Exercise => Without the pictures, return all of the material exactly as written.
═══ Data lines ═══
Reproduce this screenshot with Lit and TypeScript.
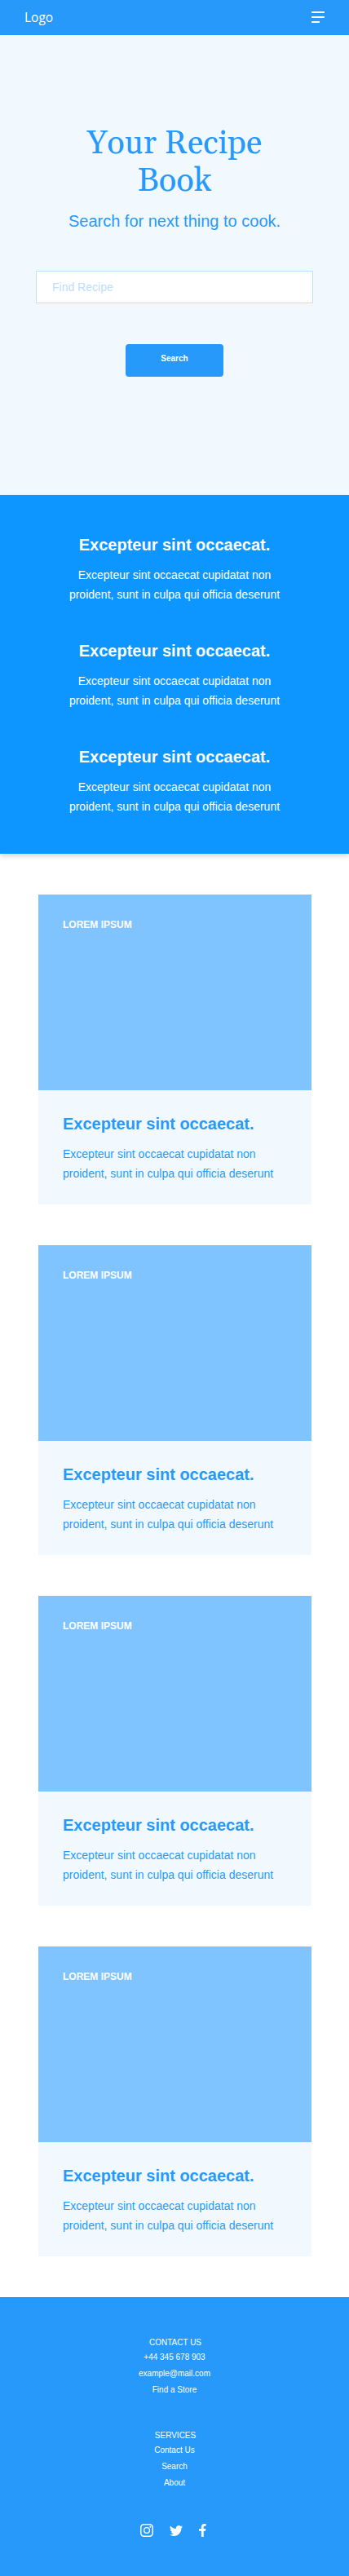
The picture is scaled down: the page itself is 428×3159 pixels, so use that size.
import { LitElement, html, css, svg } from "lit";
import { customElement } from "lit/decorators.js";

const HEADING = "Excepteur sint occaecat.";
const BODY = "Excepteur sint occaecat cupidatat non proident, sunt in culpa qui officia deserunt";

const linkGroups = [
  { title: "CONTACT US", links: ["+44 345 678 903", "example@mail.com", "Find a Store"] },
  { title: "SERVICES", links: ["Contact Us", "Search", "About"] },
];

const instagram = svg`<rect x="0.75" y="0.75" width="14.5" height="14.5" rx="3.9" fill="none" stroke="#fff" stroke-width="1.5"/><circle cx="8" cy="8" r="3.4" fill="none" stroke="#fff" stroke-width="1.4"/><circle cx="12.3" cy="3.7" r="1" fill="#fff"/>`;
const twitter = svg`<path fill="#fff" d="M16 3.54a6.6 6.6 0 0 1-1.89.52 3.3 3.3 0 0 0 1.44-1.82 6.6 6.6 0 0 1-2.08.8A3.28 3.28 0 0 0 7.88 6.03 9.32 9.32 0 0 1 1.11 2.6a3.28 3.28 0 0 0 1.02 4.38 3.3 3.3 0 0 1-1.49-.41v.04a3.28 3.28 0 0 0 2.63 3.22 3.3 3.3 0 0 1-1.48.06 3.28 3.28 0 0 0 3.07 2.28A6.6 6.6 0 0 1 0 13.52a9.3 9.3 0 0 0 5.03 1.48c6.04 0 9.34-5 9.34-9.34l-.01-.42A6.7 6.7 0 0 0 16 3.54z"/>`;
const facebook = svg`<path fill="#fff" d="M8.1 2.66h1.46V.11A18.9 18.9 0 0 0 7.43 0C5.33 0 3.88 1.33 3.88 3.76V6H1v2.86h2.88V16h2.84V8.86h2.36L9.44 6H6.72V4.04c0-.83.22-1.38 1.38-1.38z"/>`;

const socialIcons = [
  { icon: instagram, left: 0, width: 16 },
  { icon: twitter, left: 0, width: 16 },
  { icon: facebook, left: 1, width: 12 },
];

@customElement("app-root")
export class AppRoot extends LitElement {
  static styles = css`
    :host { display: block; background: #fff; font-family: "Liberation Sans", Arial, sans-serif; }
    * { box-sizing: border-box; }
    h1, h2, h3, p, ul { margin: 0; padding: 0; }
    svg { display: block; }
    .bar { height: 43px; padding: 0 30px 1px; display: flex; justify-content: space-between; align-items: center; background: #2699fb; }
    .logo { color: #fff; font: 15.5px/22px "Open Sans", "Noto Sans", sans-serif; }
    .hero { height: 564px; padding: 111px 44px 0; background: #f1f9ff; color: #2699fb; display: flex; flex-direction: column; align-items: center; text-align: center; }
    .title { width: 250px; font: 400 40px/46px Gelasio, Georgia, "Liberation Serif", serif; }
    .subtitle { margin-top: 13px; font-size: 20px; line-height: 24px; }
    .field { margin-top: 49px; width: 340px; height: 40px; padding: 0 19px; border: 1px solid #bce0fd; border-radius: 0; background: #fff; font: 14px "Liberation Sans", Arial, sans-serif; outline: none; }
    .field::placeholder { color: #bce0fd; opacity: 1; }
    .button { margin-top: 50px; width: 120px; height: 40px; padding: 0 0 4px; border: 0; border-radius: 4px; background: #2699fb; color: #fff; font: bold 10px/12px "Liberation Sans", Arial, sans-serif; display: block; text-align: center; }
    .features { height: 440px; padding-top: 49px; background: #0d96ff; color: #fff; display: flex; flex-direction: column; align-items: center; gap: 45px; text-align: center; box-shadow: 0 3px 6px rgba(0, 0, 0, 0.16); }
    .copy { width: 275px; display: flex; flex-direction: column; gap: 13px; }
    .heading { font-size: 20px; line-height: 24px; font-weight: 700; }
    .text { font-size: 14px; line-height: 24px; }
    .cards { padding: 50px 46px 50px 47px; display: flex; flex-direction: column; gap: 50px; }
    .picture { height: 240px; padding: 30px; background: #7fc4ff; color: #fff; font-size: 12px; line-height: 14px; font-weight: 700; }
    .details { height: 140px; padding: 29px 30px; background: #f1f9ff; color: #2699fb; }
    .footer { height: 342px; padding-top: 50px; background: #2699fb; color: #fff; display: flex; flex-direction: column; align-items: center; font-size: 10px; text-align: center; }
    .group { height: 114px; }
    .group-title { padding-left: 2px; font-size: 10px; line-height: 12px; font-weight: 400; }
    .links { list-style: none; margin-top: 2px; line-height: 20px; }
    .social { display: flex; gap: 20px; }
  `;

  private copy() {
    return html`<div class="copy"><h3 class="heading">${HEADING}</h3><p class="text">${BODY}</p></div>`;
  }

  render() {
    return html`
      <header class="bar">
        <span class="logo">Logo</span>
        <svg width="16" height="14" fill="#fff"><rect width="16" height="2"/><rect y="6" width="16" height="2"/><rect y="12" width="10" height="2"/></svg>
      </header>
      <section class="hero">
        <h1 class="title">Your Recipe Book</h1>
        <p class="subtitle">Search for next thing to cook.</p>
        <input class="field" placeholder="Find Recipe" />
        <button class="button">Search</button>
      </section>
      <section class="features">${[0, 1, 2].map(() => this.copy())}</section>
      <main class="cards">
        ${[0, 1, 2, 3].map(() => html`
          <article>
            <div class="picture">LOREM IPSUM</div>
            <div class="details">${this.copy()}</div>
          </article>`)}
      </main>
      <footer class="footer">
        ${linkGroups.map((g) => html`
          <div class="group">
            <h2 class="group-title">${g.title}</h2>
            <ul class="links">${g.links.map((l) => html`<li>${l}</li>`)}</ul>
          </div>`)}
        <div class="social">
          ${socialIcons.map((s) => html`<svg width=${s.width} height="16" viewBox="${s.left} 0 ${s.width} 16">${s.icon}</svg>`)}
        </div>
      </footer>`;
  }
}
═══
Expected answer =>
Reproduce this screenshot with Lit and TypeScript.
The picture is scaled down: the page itself is 428×3159 pixels, so use that size.
import { LitElement, html, css, svg } from "lit";
import { customElement } from "lit/decorators.js";

const HEADING = "Excepteur sint occaecat.";
const BODY = "Excepteur sint occaecat cupidatat non proident, sunt in culpa qui officia deserunt";

const linkGroups = [
  { title: "CONTACT US", links: ["+44 345 678 903", "example@mail.com", "Find a Store"] },
  { title: "SERVICES", links: ["Contact Us", "Search", "About"] },
];

const instagram = svg`<rect x="0.75" y="0.75" width="14.5" height="14.5" rx="3.9" fill="none" stroke="#fff" stroke-width="1.5"/><circle cx="8" cy="8" r="3.4" fill="none" stroke="#fff" stroke-width="1.4"/><circle cx="12.3" cy="3.7" r="1" fill="#fff"/>`;
const twitter = svg`<path fill="#fff" d="M16 3.54a6.6 6.6 0 0 1-1.89.52 3.3 3.3 0 0 0 1.44-1.82 6.6 6.6 0 0 1-2.08.8A3.28 3.28 0 0 0 7.88 6.03 9.32 9.32 0 0 1 1.11 2.6a3.28 3.28 0 0 0 1.02 4.38 3.3 3.3 0 0 1-1.49-.41v.04a3.28 3.28 0 0 0 2.63 3.22 3.3 3.3 0 0 1-1.48.06 3.28 3.28 0 0 0 3.07 2.28A6.6 6.6 0 0 1 0 13.52a9.3 9.3 0 0 0 5.03 1.48c6.04 0 9.34-5 9.34-9.34l-.01-.42A6.7 6.7 0 0 0 16 3.54z"/>`;
const facebook = svg`<path fill="#fff" d="M8.1 2.66h1.46V.11A18.9 18.9 0 0 0 7.43 0C5.33 0 3.88 1.33 3.88 3.76V6H1v2.86h2.88V16h2.84V8.86h2.36L9.44 6H6.72V4.04c0-.83.22-1.38 1.38-1.38z"/>`;

const socialIcons = [
  { icon: instagram, left: 0, width: 16 },
  { icon: twitter, left: 0, width: 16 },
  { icon: facebook, left: 1, width: 12 },
];

@customElement("app-root")
export class AppRoot extends LitElement {
  static styles = css`
    :host { display: block; background: #fff; font-family: "Liberation Sans", Arial, sans-serif; }
    * { box-sizing: border-box; }
    h1, h2, h3, p, ul { margin: 0; padding: 0; }
    svg { display: block; }
    .bar { height: 43px; padding: 0 30px 1px; display: flex; justify-content: space-between; align-items: center; background: #2699fb; }
    .logo { color: #fff; font: 15.5px/22px "Open Sans", "Noto Sans", sans-serif; }
    .hero { height: 564px; padding: 111px 44px 0; background: #f1f9ff; color: #2699fb; display: flex; flex-direction: column; align-items: center; text-align: center; }
    .title { width: 250px; font: 400 40px/46px Gelasio, Georgia, "Liberation Serif", serif; }
    .subtitle { margin-top: 13px; font-size: 20px; line-height: 24px; }
    .field { margin-top: 49px; width: 340px; height: 40px; padding: 0 19px; border: 1px solid #bce0fd; border-radius: 0; background: #fff; font: 14px "Liberation Sans", Arial, sans-serif; outline: none; }
    .field::placeholder { color: #bce0fd; opacity: 1; }
    .button { margin-top: 50px; width: 120px; height: 40px; padding: 0 0 4px; border: 0; border-radius: 4px; background: #2699fb; color: #fff; font: bold 10px/12px "Liberation Sans", Arial, sans-serif; display: block; text-align: center; }
    .features { height: 440px; padding-top: 49px; background: #0d96ff; color: #fff; display: flex; flex-direction: column; align-items: center; gap: 45px; text-align: center; box-shadow: 0 3px 6px rgba(0, 0, 0, 0.16); }
    .copy { width: 275px; display: flex; flex-direction: column; gap: 13px; }
    .heading { font-size: 20px; line-height: 24px; font-weight: 700; }
    .text { font-size: 14px; line-height: 24px; }
    .cards { padding: 50px 46px 50px 47px; display: flex; flex-direction: column; gap: 50px; }
    .picture { height: 240px; padding: 30px; background: #7fc4ff; color: #fff; font-size: 12px; line-height: 14px; font-weight: 700; }
    .details { height: 140px; padding: 29px 30px; background: #f1f9ff; color: #2699fb; }
    .footer { height: 342px; padding-top: 50px; background: #2699fb; color: #fff; display: flex; flex-direction: column; align-items: center; font-size: 10px; text-align: center; }
    .group { height: 114px; }
    .group-title { padding-left: 2px; font-size: 10px; line-height: 12px; font-weight: 400; }
    .links { list-style: none; margin-top: 2px; line-height: 20px; }
    .social { display: flex; gap: 20px; }
  `;

  private copy() {
    return html`<div class="copy"><h3 class="heading">${HEADING}</h3><p class="text">${BODY}</p></div>`;
  }

  render() {
    return html`
      <header class="bar">
        <span class="logo">Logo</span>
        <svg width="16" height="14" fill="#fff"><rect width="16" height="2"/><rect y="6" width="16" height="2"/><rect y="12" width="10" height="2"/></svg>
      </header>
      <section class="hero">
        <h1 class="title">Your Recipe Book</h1>
        <p class="subtitle">Search for next thing to cook.</p>
        <input class="field" placeholder="Find Recipe" />
        <button class="button">Search</button>
      </section>
      <section class="features">${[0, 1, 2].map(() => this.copy())}</section>
      <main class="cards">
        ${[0, 1, 2, 3].map(() => html`
          <article>
            <div class="picture">LOREM IPSUM</div>
            <div class="details">${this.copy()}</div>
          </article>`)}
      </main>
      <footer class="footer">
        ${linkGroups.map((g) => html`
          <div class="group">
            <h2 class="group-title">${g.title}</h2>
            <ul class="links">${g.links.map((l) => html`<li>${l}</li>`)}</ul>
          </div>`)}
        <div class="social">
          ${socialIcons.map((s) => html`<svg width=${s.width} height="16" viewBox="${s.left} 0 ${s.width} 16">${s.icon}</svg>`)}
        </div>
      </footer>`;
  }
}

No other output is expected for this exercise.